Additional approach of wavelet-based SDI developed by Zhong and Oyadiji uses SWT. This transform has several limitations with respect to CWT (e.g., orthogonality and a compact support of applied wavelets); however it is more computationally efficient and more accurate in SDI problems than CWT. The authors applied their SWT-based algorithm for detection and localization of cracks in simply supported beams [40] with high accuracy. The authors stated that their approach had better detection and localization abilities than CWT-based algorithms and the algorithms based on DWT. The comparison was performed for the analyses based on symlet of order 4.

Several studies were also performed using DWT-based approach. Probably the first application of this approach to SDI in composites was presented by Sung et al. [41], where the authors used DWT for detection of low-velocity impact damage. Then, DWT-based approach has not been developed except the hybrid SDI algorithm of combination of CWT and DWT proposed by the authors of [42]. The first attempts in application of DWT-based algorithms were made by the author of this paper. Several experimental studies were performed on cantilever composite beams with single and multiple damage sites using DWT and B-spline wavelets [43]. Then, the approach was extended to 2D problems and verified both on numerical as well as on experimental modal shapes of vibration of predamaged composite plates [44]. Although DWT has several limitations with respect to CWT (same as for SWT-CWT, mentioned above), CWT and SWT are redundant with respect to DWT. The results of comparative analyses performed for the mentioned transforms and a lifting wavelet transform (LWT) have proved that DWT is the most effective transform in SDI problems [45]. The comparative studies also cover the estimation of the effectiveness of particular wavelets applied for SDI of numerical modal shapes of a rotor blade with two locations of cracks. The DWT-based SDI algorithm was also adapted to the 2D problems in polar coordinates [46]; the analyses were performed on numerical modal shapes of composite circular plates clamped on the edge.
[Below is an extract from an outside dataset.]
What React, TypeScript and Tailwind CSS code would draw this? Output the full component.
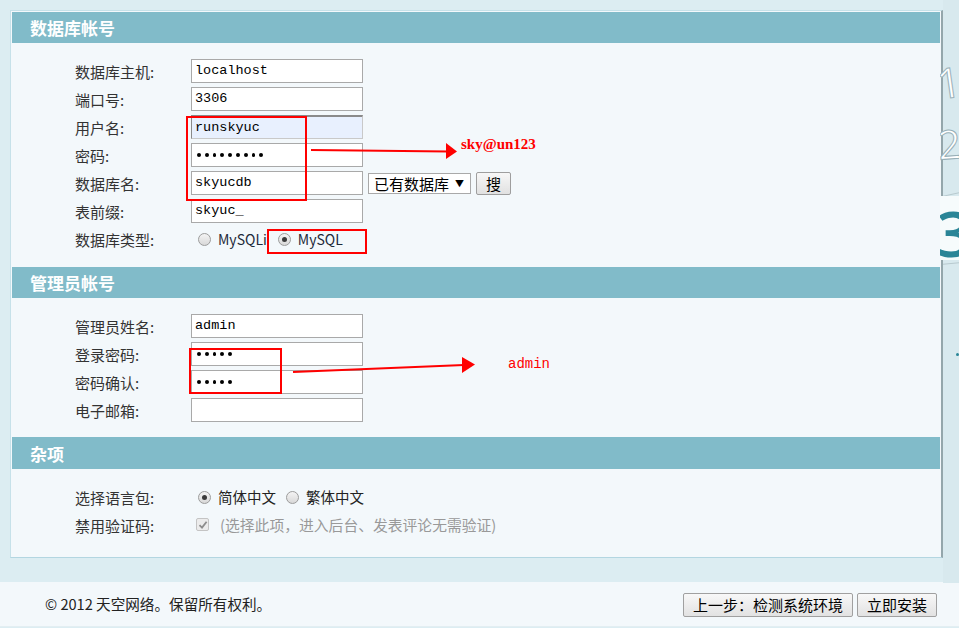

Recently, the improvement of wavelet-based SDI algorithms has been based on adaptation novel transforms and hybridization of the existing ones with supporting computational methods including the approaches based on soft-computing and artificial intelligence. An effective approach in SDI problems was proposed by Bagheri et al. [47], who used a discrete curvelet transform in order to detect a crack-like surface structural damage. Several studies on improvement of SDI algorithm were performed by the author’s team. The novel approaches in wavelet analysis were adapted for SDI problems; for example, the discrete multiwavelet transform (DMWT) [48], quaternion wavelet transform [49] (HWT), and quincunx wavelet transform (QWT) [50] were used for damage identification in composite structures. Considering the great properties and results obtained by Unser and Blu [51], who originated the fractional discrete wavelet transform (FrDWT), this approach was adapted to SDI problems. The first studies were performed on numerical modal shapes of cantilever composite beams [52] and obtained results revealed a significant improvement with respect to previously applied algorithms. Further, the algorithm was extended for 2D SDI problems based on the transform developed by Chaudhury and Unser [53] and applied for identification of various types of damage in composite structures [54, 55]. Finally, the modification of mentioned algorithm for an improvement of resolution of resulting sets of coefficients, and thus accuracy of damage localization, was proposed [56].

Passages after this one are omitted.